Literally one week later, I wrote my second anger piece. There’s no physical violence depicted, though it invokes what is probably the worst period in human history, the Holocaust. This was triggered by one of the prompts we were given to work from, if we chose. The prompt in question? “Write about an amazing tattoo.” As soon as I heard those words, I knew immediately that the tattoo in question could only come from one place on earth (so far), and one point in time (so far): Auschwitz.

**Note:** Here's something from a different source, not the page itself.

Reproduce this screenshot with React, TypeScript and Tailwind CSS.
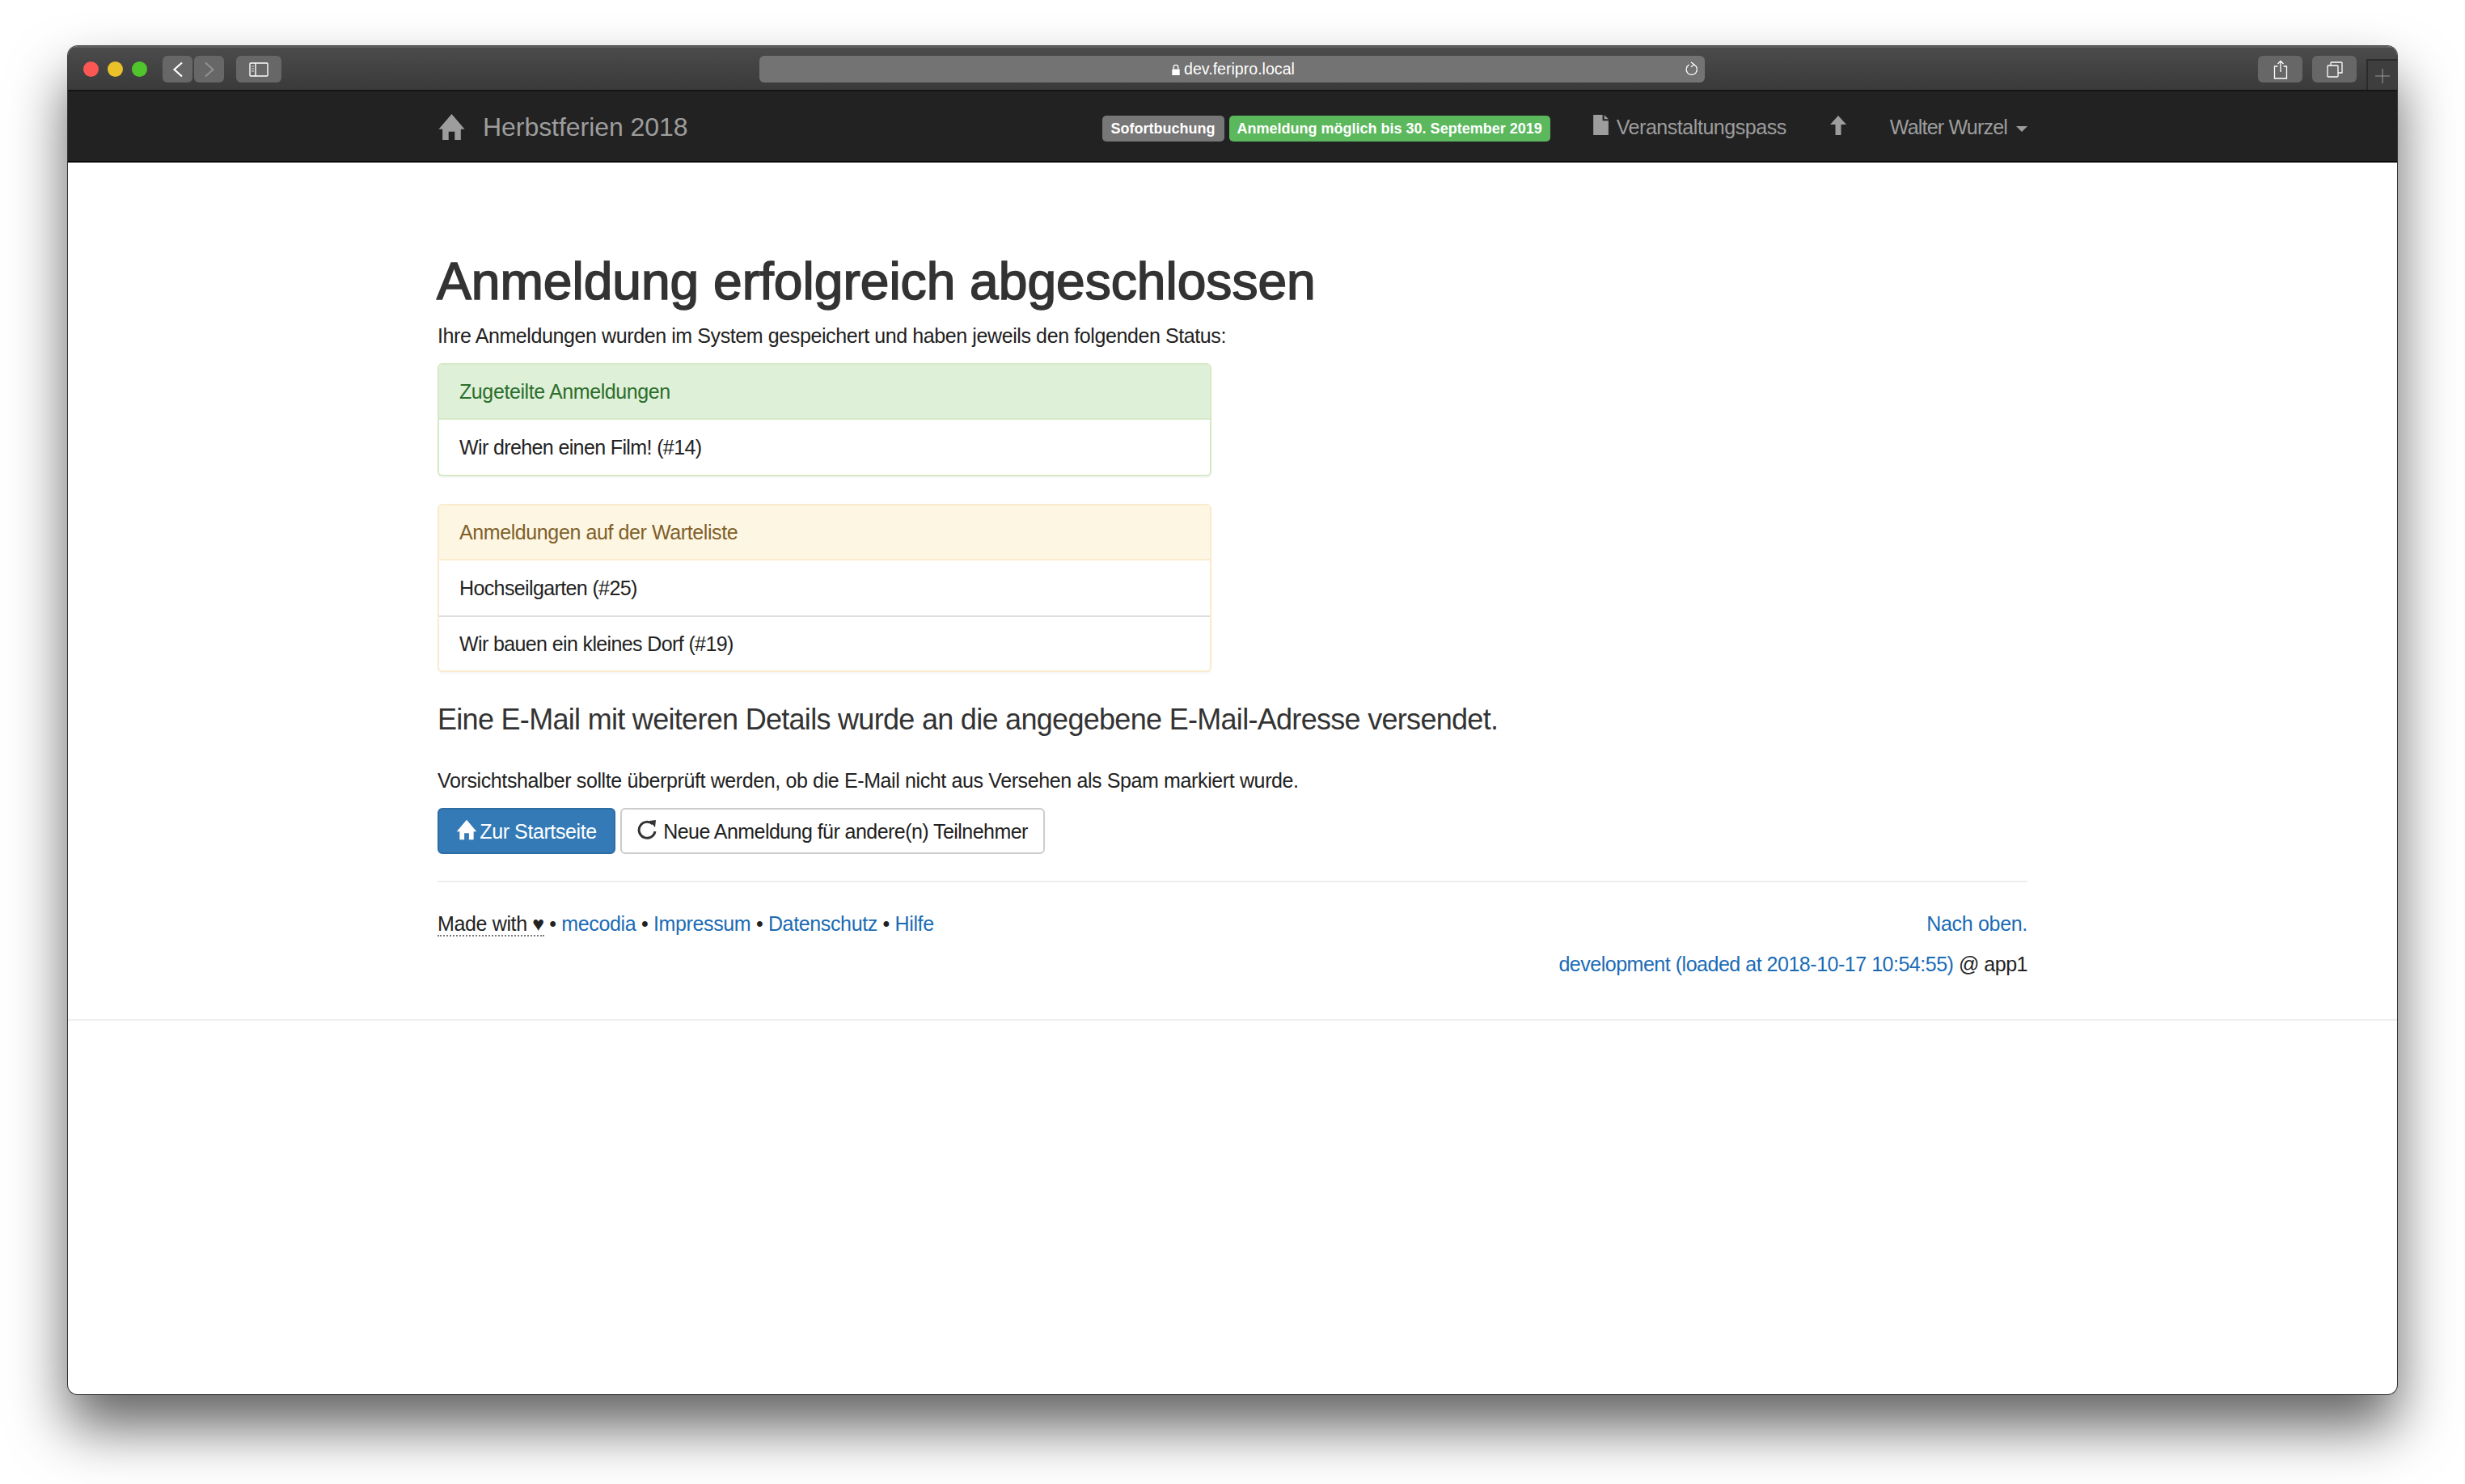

The human mind works in really strange ways, and as I wrote that afternoon, what started out as someone seeing this tattoo on the arm of an old man became a reminiscence piece, as my protagonist found himself remembering being on the beach with his high school sweetheart. Perhaps the initial anger over the election had ebbed a bit (don’t get me wrong: I’m still pissed), because the tone of this piece is very different from the T-shirt piece. The overall feeling here is sadness, and, strangely, nostalgia, and I am a little uncomfortable with it. When it came time to read our pieces to the group that day, I chickened out, and censored myself, opting to sketch out the “reminiscence” scene that occupies that middle. I did this partly because we work in a public space and there was a small child in the room (indeed, when I read my t-shirt piece the previous week, I dropped one F-bomb in reading voice before being aware that there were kids not too far away). It wasn’t just the adult content that had me self-censoring: the scene in question felt almost disrespectful to victims of the Holocaust, and that was absolutely not my intention. The problem, I think, was that did not have time to tie these two strands together properly. I knew the idea of what I wanted to do, but couldn’t quite pull it together.

Once I “finished” the t-shirt story I began putting serious time into the tattoo story. It is now nearly 15,000 words long. The overall tone is still one of sadness, which is right, but the story also veered off in ways I never expected, and it still strikes me as inappropriate for the thought that inspired it. As I read it over this morning, in hopes of being able to truly finish it, I realize I still haven’t found a way to bring it all together in a way that is clean.

Sadly, the conditions that spurred the creation of both stories still exist.